■ EXERCISE OBJECTIVE
Skipping all pictures, set down the lines of the listing from the first through the one with "left-0 top-0 h-[440px]".

---------- RECORDS FOR PROCESSING

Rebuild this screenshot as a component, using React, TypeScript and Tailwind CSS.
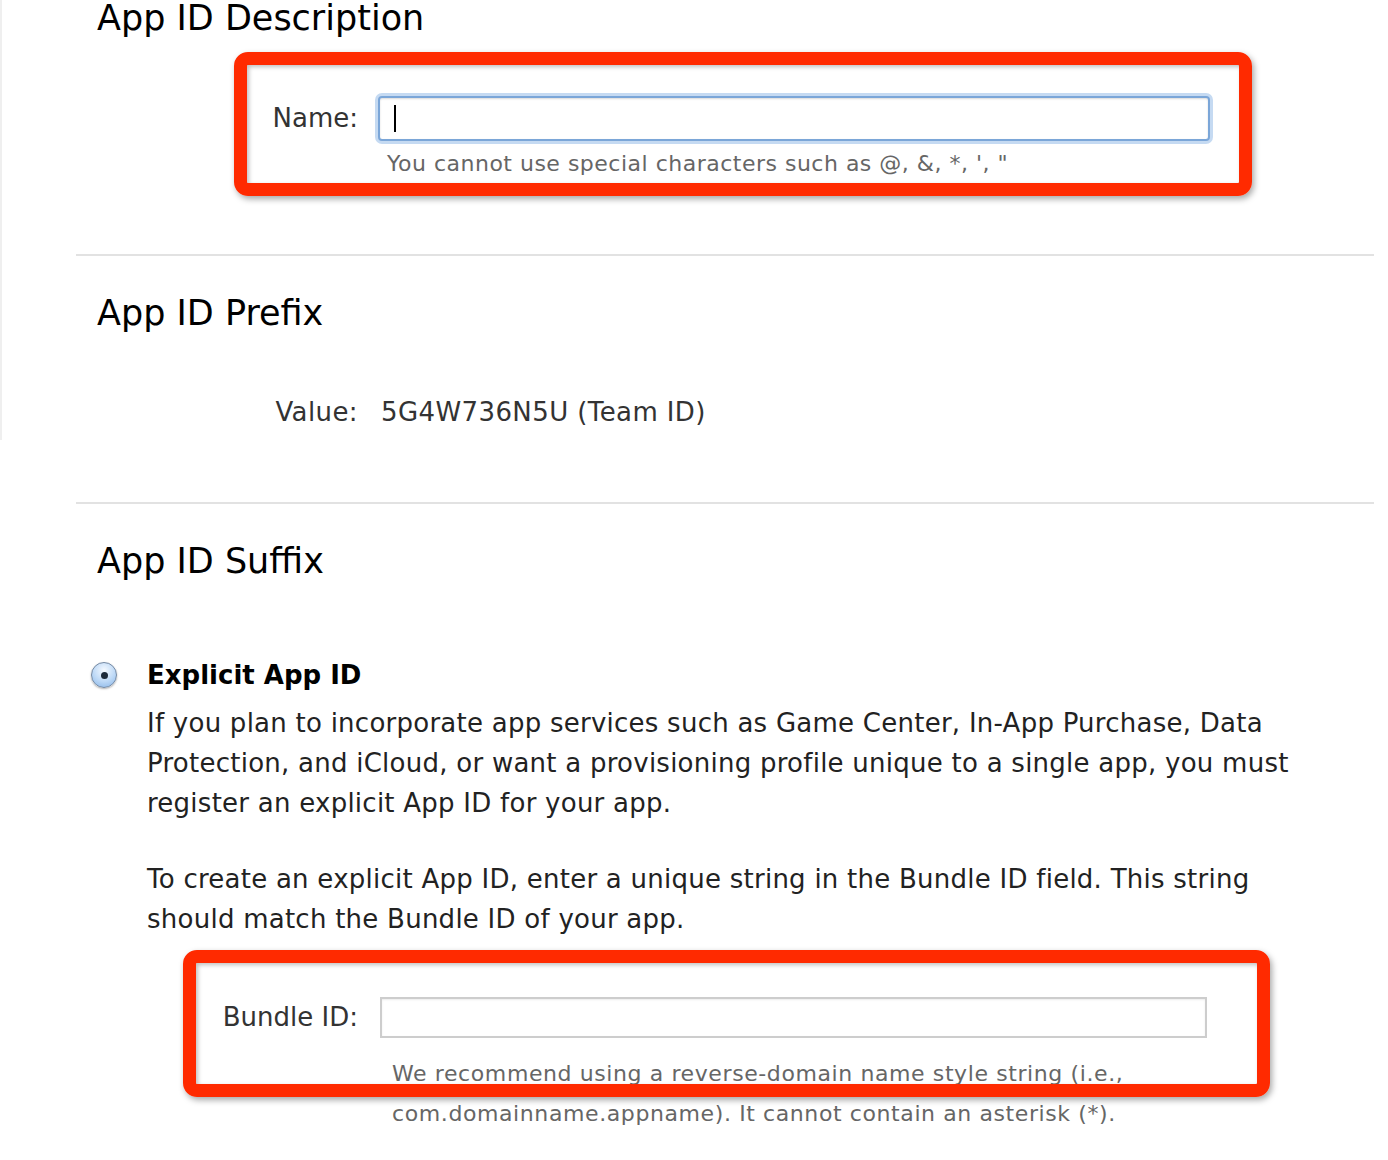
import React from "react";

function RedBox({ className }: { className: string }) {
  return (
    <div
      className={`pointer-events-none absolute rounded-[14px] border-[13px] border-[#ff2a00] shadow-[2px_3px_6px_rgba(0,0,0,0.35),inset_2px_2px_4px_rgba(0,0,0,0.25)] ${className}`}
    />
  );
}

function Radio() {
  return (
    <div className="flex h-[26px] w-[26px] items-center justify-center rounded-full border border-[#7489a3] bg-[radial-gradient(circle_at_50%_30%,#f4f9ff_0%,#bcd8f6_55%,#86b3e6_100%)] shadow-[0_1px_2px_rgba(0,0,0,0.3)]">
      <div className="h-[7px] w-[7px] rounded-full bg-[#1c2a3a]" />
    </div>
  );
}

export default function App() {
  return (
    <div
      className="relative h-[1160px] w-[1388px] overflow-hidden bg-white text-[#222]"
      style={{ fontFamily: '"DejaVu Sans", "Liberation Sans", sans-serif' }}
    >
      <div className="absolute left-0 top-0 h-[440px] w-[2px] bg-[#efefef]" />

      <div className="pl-[76px] pr-[14px]">
        {/* Section 1 */}
        <section className="h-[256px] border-b-2 border-[#e2e2e2]">
          <h2 className="relative -top-[2px] pl-[21px] text-[35px] leading-[40px] text-black">App ID Description</h2>
          <div className="mt-[56px] grid grid-cols-[282px_832px] gap-x-[20px]">
            <div className="flex h-[45px] items-center justify-end text-[26px] text-[#333]">Name:</div>
            <div className="relative h-[45px] rounded-[4px] border-2 border-[#7ba6d8] bg-white shadow-[0_0_0_3px_#c5daf2,inset_0_1px_2px_rgba(0,0,0,0.15)]">
              <div className="absolute left-[14px] top-[7px] h-[27px] w-[2px] bg-black" />
            </div>
            <div />
            <div className="mt-[8px] pl-[9px] text-[22px] leading-[30px] tracking-[0.5px] text-[#666]">
              You cannot use special characters such as @, &amp;, *, ', "
            </div>
          </div>
        </section>

        {/* Section 2 */}
        <section className="h-[248px] border-b-2 border-[#e2e2e2] pt-[37px]">
          <h2 className="pl-[21px] text-[35px] leading-[40px] text-black">App ID Prefix</h2>
          <div className="mt-[59px] flex items-center text-[26px] leading-[40px] tracking-[0.4px] text-[#333]">
            <div className="w-[282px] text-right">Value:</div>
            <div className="pl-[23px]">5G4W736N5U (Team ID)</div>
          </div>
        </section>

        {/* Section 3 */}
        <section className="pt-[37px]">
          <h2 className="pl-[21px] text-[35px] leading-[40px] text-black">App ID Suffix</h2>
          <div className="mt-[74px] flex items-center pl-[15px]">
            <Radio />
            <div className="pl-[30px] text-[26px] font-bold leading-[40px] text-black">Explicit App ID</div>
          </div>
          <div className="pl-[71px] pr-[50px] text-[26px] leading-[40px] tracking-[0.25px] text-[#222]">
            <p className="mt-[8px]">
              If you plan to incorporate app services such as Game Center, In-App Purchase, Data Protection, and iCloud, or want a provisioning profile unique to a single app, you must register an explicit App ID for your app.
            </p>
            <p className="mt-[36px]">
              To create an explicit App ID, enter a unique string in the Bundle ID field. This string should match the Bundle ID of your app.
            </p>
          </div>
          <div className="mt-[58px] grid grid-cols-[282px_827px] gap-x-[22px]">
            <div className="flex h-[41px] items-center justify-end text-[26px] text-[#333]">Bundle ID:</div>
            <div className="h-[41px] border-2 border-[#cdcdcd] bg-white shadow-[inset_0_1px_2px_rgba(0,0,0,0.08)]" />
            <div />
            <div className="mt-[16px] pl-[12px] text-[22px] leading-[40px] tracking-[0.6px] text-[#666]">
              We recommend using a reverse-domain name style string (i.e., com.domainname.appname). It cannot contain an asterisk (*).
            </div>
          </div>
        </section>
      </div>

      <RedBox className="left-[234px] top-[52px] h-[144px] w-[1018px]" />
      <RedBox className="left-[183px] top-[950px] h-[147px] w-[1087px]" />
    </div>
  );
}
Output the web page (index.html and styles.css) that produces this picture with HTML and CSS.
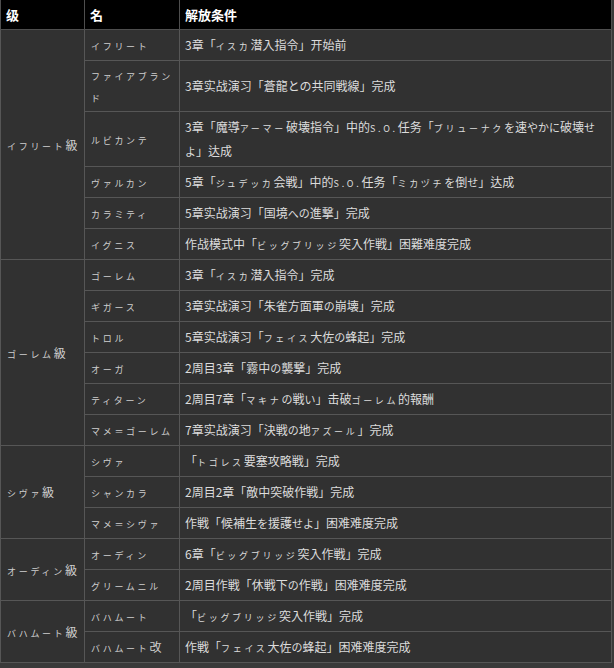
FILE: index.html
```html
<!DOCTYPE html>
<html lang="ja">
<head>
    <meta charset="UTF-8">
    <title>召喚獣 解放条件</title>
    <link rel="stylesheet" href="styles.css">
</head>
<body>
    <table class="unlock-table">
        <colgroup>
            <col class="col-rank">
            <col class="col-name">
            <col class="col-cond">
        </colgroup>
        <thead>
            <tr>
                <th>级</th>
                <th>名</th>
                <th>解放条件</th>
            </tr>
        </thead>
        <tbody>
            <!-- イフリート -->
            <tr>
                <td class="rank" rowspan="6"><span class="k">イフリート</span>級</td>
                <td class="name"><span class="k">イフリート</span></td>
                <td>3章「<span class="k">イスカ</span>潜入指令」开始前</td>
            </tr>
            <tr>
                <td class="name"><span class="k">ファイアブランド</span></td>
                <td>3章实战演习「蒼龍との共同戦線」完成</td>
            </tr>
            <tr>
                <td class="name"><span class="k">ルビカンテ</span></td>
                <td>3章「魔導<span class="k">アーマー</span>破壊指令」中的<span class="k">S.O.</span>任务「<span class="k">ブリューナク</span><span class="h">を</span>速<span class="h">やか</span><span class="h">に</span>破壊<span class="h">せよ</span>」达成</td>
            </tr>
            <tr>
                <td class="name"><span class="k">ヴァルカン</span></td>
                <td>5章「<span class="k">ジュデッカ</span>会戦」中的<span class="k">S.O.</span>任务「<span class="k">ミカヅチ</span><span class="h">を</span>倒<span class="h">せ</span>」达成</td>
            </tr>
            <tr>
                <td class="name"><span class="k">カラミティ</span></td>
                <td>5章实战演习「国境<span class="h">へ</span><span class="h">の</span>進撃」完成</td>
            </tr>
            <tr>
                <td class="name"><span class="k">イグニス</span></td>
                <td>作战模式中「<span class="k">ビッグブリッジ</span>突入作戦」困難难度完成</td>
            </tr>

            <!-- ゴーレム -->
            <tr>
                <td class="rank" rowspan="6"><span class="k">ゴーレム</span>級</td>
                <td class="name"><span class="k">ゴーレム</span></td>
                <td>3章「<span class="k">イスカ</span>潜入指令」完成</td>
            </tr>
            <tr>
                <td class="name"><span class="k">ギガース</span></td>
                <td>3章实战演习「朱雀方面軍<span class="h">の</span>崩壊」完成</td>
            </tr>
            <tr>
                <td class="name"><span class="k">トロル</span></td>
                <td>5章实战演习「<span class="k">フェイス</span>大佐<span class="h">の</span>蜂起」完成</td>
            </tr>
            <tr>
                <td class="name"><span class="k">オーガ</span></td>
                <td>2周目3章「霧中<span class="h">の</span>襲撃」完成</td>
            </tr>
            <tr>
                <td class="name"><span class="k">ティターン</span></td>
                <td>2周目7章「<span class="k">マキナ</span><span class="h">の</span>戦<span class="h">い</span>」击破<span class="k">ゴーレム</span>的報酬</td>
            </tr>
            <tr>
                <td class="name"><span class="k">マメ＝ゴーレム</span></td>
                <td>7章实战演习「決戦<span class="h">の</span>地<span class="k">アズール</span>」完成</td>
            </tr>

            <!-- シヴァ -->
            <tr>
                <td class="rank" rowspan="3"><span class="k">シヴァ</span>級</td>
                <td class="name"><span class="k">シヴァ</span></td>
                <td>「<span class="k">トゴレス</span>要塞攻略戦」完成</td>
            </tr>
            <tr>
                <td class="name"><span class="k">シャンカラ</span></td>
                <td>2周目2章「敵中突破作戦」完成</td>
            </tr>
            <tr>
                <td class="name"><span class="k">マメ＝シヴァ</span></td>
                <td>作戦「候補生<span class="h">を</span>援護<span class="h">せよ</span>」困难难度完成</td>
            </tr>

            <!-- オーディン -->
            <tr>
                <td class="rank" rowspan="2"><span class="k">オーディン</span>級</td>
                <td class="name"><span class="k">オーディン</span></td>
                <td>6章「<span class="k">ビッグブリッジ</span>突入作戦」完成</td>
            </tr>
            <tr>
                <td class="name"><span class="k">グリームニル</span></td>
                <td>2周目作戦「休戦下<span class="h">の</span>作戦」困难难度完成</td>
            </tr>

            <!-- バハムート -->
            <tr>
                <td class="rank" rowspan="2"><span class="k">バハムート</span>級</td>
                <td class="name"><span class="k">バハムート</span></td>
                <td>「<span class="k">ビッグブリッジ</span>突入作戦」完成</td>
            </tr>
            <tr>
                <td class="name"><span class="k">バハムート</span>改</td>
                <td>作戦「<span class="k">フェイス</span>大佐<span class="h">の</span>蜂起」困难难度完成</td>
            </tr>
        </tbody>
    </table>
</body>
</html>
```

FILE: styles.css
```css
body {
    margin: 0;
    padding: 0;
    background-color: #3a3a3a;
    font-family: "Noto Sans CJK SC", "Noto Sans CJK JP", sans-serif;
}

.unlock-table {
    width: 612px;
    border-collapse: collapse;
    table-layout: fixed;
    font-size: 12px;
    color: #dcdcdc;
}

.col-rank {
    width: 84px;
}

.col-name {
    width: 95px;
}

.unlock-table th {
    height: 29px;
    padding: 0 5px;
    background-color: #000000;
    color: #ffffff;
    font-size: 13px;
    font-weight: bold;
    text-align: left;
    border: 1px solid #4e4e4e;
    border-top: none;
}

.unlock-table td {
    padding: 3px 5px;
    line-height: 24px;
    background-color: #313131;
    border: 1px solid #565656;
    vertical-align: middle;
}

.unlock-table td.name {
    padding-left: 6px;
    line-height: 22px;
    color: #cfcfcf;
}

.unlock-table td.rank {
    padding-left: 6px;
    color: #cfcfcf;
}

/* 半角っぽい小さいカナ */
.k {
    font-family: "Noto Sans CJK JP", sans-serif;
    font-size: 9px;
    line-height: 1;
    letter-spacing: 2.7px;
}

.h {
    font-family: "Noto Sans CJK JP", sans-serif;
    font-size: 11px;
    line-height: 1;
}
```
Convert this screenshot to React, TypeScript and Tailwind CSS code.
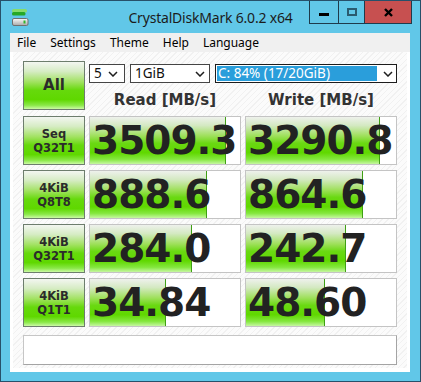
import React from "react";

type TRow = {
  label: string[];
  read: string;
  write: string;
  readBar: number;
  writeBar: number;
};

const rows: TRow[] = [
  { label: ["Seq", "Q32T1"], read: "3509.3", write: "3290.8", readBar: 136, writeBar: 134 },
  { label: ["4KiB", "Q8T8"], read: "888.6", write: "864.6", readBar: 117, writeBar: 117 },
  { label: ["4KiB", "Q32T1"], read: "284.0", write: "242.7", readBar: 102, writeBar: 100 },
  { label: ["4KiB", "Q1T1"], read: "34.84", write: "48.60", readBar: 76, writeBar: 79 },
];

const menu = ["File", "Settings", "Theme", "Help", "Language"];

const Chevron = () => (
  <svg width="10" height="6" viewBox="0 0 10 6" className="shrink-0">
    <path d="M1 1l4 4 4-4" stroke="#1e1e1e" strokeWidth="1.5" fill="none" />
  </svg>
);

const AppIcon = () => (
  <svg width="17" height="17" viewBox="0 0 17 17">
    <rect x="0" y="0" width="15" height="3.5" rx="1.5" fill="#86dc6c" />
    <rect x="0" y="3" width="13.5" height="3.5" rx="1.5" fill="#26a826" />
    <defs>
      <linearGradient id="drv" x1="0" y1="0" x2="0" y2="1">
        <stop offset="0" stopColor="#fbfbfb" />
        <stop offset="1" stopColor="#a9a9a9" />
      </linearGradient>
    </defs>
    <rect x="0.5" y="9.5" width="15.5" height="7" rx="1.5" fill="url(#drv)" stroke="#707070" />
    <rect x="11.5" y="11.5" width="2" height="3" fill="#2fb52f" />
  </svg>
);

// one result cell: gray box, green bar, big number on top
const Cell = ({ value, bar }: { value: string; bar: number }) => (
  <div className="relative h-[49px] w-[152px] overflow-hidden border border-[#c4c4c4] bg-white">
    <div
      className="absolute inset-y-0 left-0 border-r border-[#3f9f14] bg-[linear-gradient(to_bottom,#eef1ec_0%,#d4e9c2_18%,#9fe05c_40%,#6ad912_56%,#60d800_76%,#84e73e_90%,#c6f7a2_100%)]"
      style={{ width: bar }}
    />
    <span className="relative flex h-full items-center pl-[2px] font-['DejaVu_Sans',sans-serif] text-[39px] font-bold leading-none tracking-[-1px] text-[#222]">
      {value}
    </span>
  </div>
);

const GreenButton = ({ children }: { children: React.ReactNode }) => (
  <div className="flex h-[49px] w-[62px] shrink-0 flex-col items-center justify-center border border-[#6d7d6d] bg-[linear-gradient(to_bottom,#f3f6f1_0%,#d6ecc4_20%,#a2e262_42%,#66d90c_60%,#5fd800_80%,#8ae848_92%,#ccfaa6_100%)] font-['DejaVu_Sans',sans-serif] font-bold text-[#2b2b2b]">
    {children}
  </div>
);

const App = () => {
  return (
    <div className="flex h-[382px] w-[421px] flex-col border border-[#27506a] bg-[#61c7e8] font-['Noto_Sans',sans-serif]">
      {/* Title bar */}
      <div className="grid h-[32px] shrink-0 grid-cols-[1fr_auto_1fr] items-start">
        <div className="pl-[11px] pt-[8px]">
          <AppIcon />
        </div>
        <div className="pt-[6px] text-[14px] tracking-[-0.2px] text-[#1b1b1b]">
          CrystalDiskMark 6.0.2 x64
        </div>
        <div className="flex justify-end pr-[8px]">
          <div className="flex h-[23px] border-x border-b border-[#1e3b4c]">
            <div className="flex w-[28px] items-center justify-center pt-[4px]">
              <div className="h-[3px] w-[10px] bg-black" />
            </div>
            <div className="flex w-[26px] items-center justify-center border-l border-[#1e3b4c]">
              <div className="h-[8px] w-[10px] border-2 border-[#2a5b70]" />
            </div>
            <div className="flex w-[47px] items-center justify-center border-l border-[#1e3b4c] bg-[#c75050]">
              <svg width="9" height="9" viewBox="0 0 9 9">
                <path d="M1 1l7 7M8 1L1 8" stroke="#000" strokeWidth="2.4" />
              </svg>
            </div>
          </div>
        </div>
      </div>

      {/* Client area */}
      <div className="mx-[9px] mb-[9px] mr-[10px] flex flex-1 flex-col">
        {/* Menu */}
        <div className="flex h-[19px] items-center bg-[#f0f0f0] text-[12px] text-black">
          {menu.map((m) => (
            <span key={m} className="px-[7px]">
              {m}
            </span>
          ))}
        </div>

        <div className="flex flex-1 flex-col border-x-[3px] border-b-[4px] border-white bg-[repeating-linear-gradient(135deg,#fbfbfb_0px,#fbfbfb_3px,#f1f1f1_3px,#f1f1f1_4px)] px-[10px] pt-[9px]">
          {/* Top row */}
          <div className="flex gap-[4px]">
            <GreenButton>
              <span className="text-[15px]">All</span>
            </GreenButton>
            <div className="flex w-[308px] flex-col">
              <div className="mt-[3px] flex h-[19px] gap-[5px] text-[13.5px] text-[#111]">
                <div className="flex w-[36px] items-center justify-between border border-[#454545] bg-white pl-[4px] pr-[6px]">
                  <span>5</span>
                  <Chevron />
                </div>
                <div className="flex w-[80px] items-center justify-between border border-[#454545] bg-white pl-[4px] pr-[4px]">
                  <span>1GiB</span>
                  <Chevron />
                </div>
                <div className="flex w-[182px] items-center border border-[#1c1c1c] bg-white p-[1px] pr-[3px]">
                  <span className="flex h-full w-[160px] items-center bg-[#2a9edb] pl-[1px] text-white">
                    C: 84% (17/20GiB)
                  </span>
                  <span className="flex flex-1 justify-end">
                    <Chevron />
                  </span>
                </div>
              </div>
              <div className="mt-[8px] grid grid-cols-[152px_152px] gap-[4px] font-['DejaVu_Sans',sans-serif] text-[15px] font-bold leading-[18px] text-[#333]">
                <span className="text-center">Read [MB/s]</span>
                <span className="text-center">Write [MB/s]</span>
              </div>
            </div>
          </div>

          {/* Results */}
          <div className="mt-[6px] flex flex-col gap-[5px]">
            {rows.map((r) => (
              <div key={r.label.join("-") + r.read} className="flex gap-[4px]">
                <GreenButton>
                  {r.label.map((l) => (
                    <span key={l} className="text-[11.5px] leading-[14px]">
                      {l}
                    </span>
                  ))}
                </GreenButton>
                <Cell value={r.read} bar={r.readBar} />
                <Cell value={r.write} bar={r.writeBar} />
              </div>
            ))}
          </div>

          {/* Comment box */}
          <div className="mt-[8px] h-[30px] w-[374px] border border-[#c6c6c6] border-b-[#a4a4a4] border-r-[#a4a4a4] bg-white" />
        </div>
      </div>
    </div>
  );
};

export default App;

--------------------

■ ANSWER
Rebuild this screenshot as a component, using React, TypeScript and Tailwind CSS.
import React from "react";

function RedBox({ className }: { className: string }) {
  return (
    <div
      className={`pointer-events-none absolute rounded-[14px] border-[13px] border-[#ff2a00] shadow-[2px_3px_6px_rgba(0,0,0,0.35),inset_2px_2px_4px_rgba(0,0,0,0.25)] ${className}`}
    />
  );
}

function Radio() {
  return (
    <div className="flex h-[26px] w-[26px] items-center justify-center rounded-full border border-[#7489a3] bg-[radial-gradient(circle_at_50%_30%,#f4f9ff_0%,#bcd8f6_55%,#86b3e6_100%)] shadow-[0_1px_2px_rgba(0,0,0,0.3)]">
      <div className="h-[7px] w-[7px] rounded-full bg-[#1c2a3a]" />
    </div>
  );
}

export default function App() {
  return (
    <div
      className="relative h-[1160px] w-[1388px] overflow-hidden bg-white text-[#222]"
      style={{ fontFamily: '"DejaVu Sans", "Liberation Sans", sans-serif' }}
    >
      <div className="absolute left-0 top-0 h-[440px] w-[2px] bg-[#efefef]" />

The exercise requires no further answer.